Hacker News new | ask | show | jobs
by aeonflux 1475 days ago
As already pointed out, whole file is parsed before it's actually run. If you have any unsupported syntax, you will get a SyntaxError without your message being printed at all.

What would be your suggestion to do this for single file scripts?

1 comments

Turn them into two-file scripts, or have a readme, or just let it fail because supporting every single version of Python is insane. This whole thing is just a classic case of the XY Problem[1]: a solution looking for a problem.

[1] https://xyproblem.info/

> Turn them into two-file scripts, or have a readme, or just let it fail because supporting every single version of Python is insane.

The point is obviously to let if fail, but clearly explain why it fails. This is obviously not meant for software distributed to users that are proficient in Python.

I guess it's useful for the kind of scripts you write and post in pastebin, or share on a web forum or whatever. Think a wrapper script that downloads and patches Wine so that it can run a certain exe or whatever. These users have never heard of pip, and you don't want to publish this stuff to pypi anyway. You just want to post it in a code block on forums.obscureindiegame.com so the three Linux users there can join the effin' game already!

Or so I would guess. Never felt a need for something similar myself.

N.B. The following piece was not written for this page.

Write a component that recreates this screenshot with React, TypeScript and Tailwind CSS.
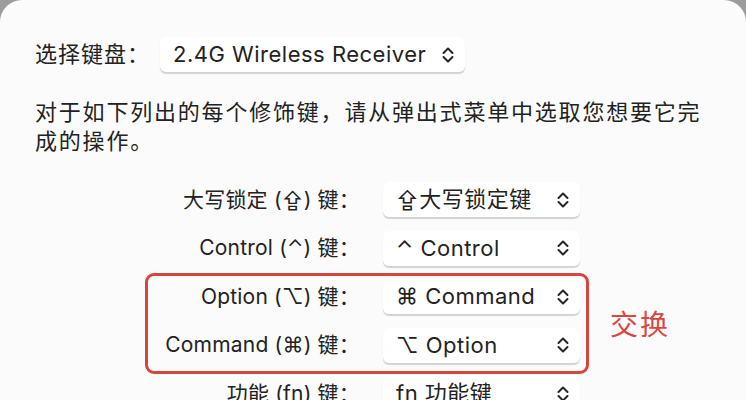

But single-file script is still more convenient than two files. e.g. It is easier to scp or copy just one file than two files. Sometimes even if people already know they want to solve X problem, it might still make sense to solve Y problem because the solution to Y problem have some benefit in some cases.
What you just linked doesn't seem to be about solutions looking for problems. Rather it seems to be about people looking for solutions but being bad at expressing what the problems are.
It's not an XY problem. That describes a mismatched problem-solution pair. Not the case here.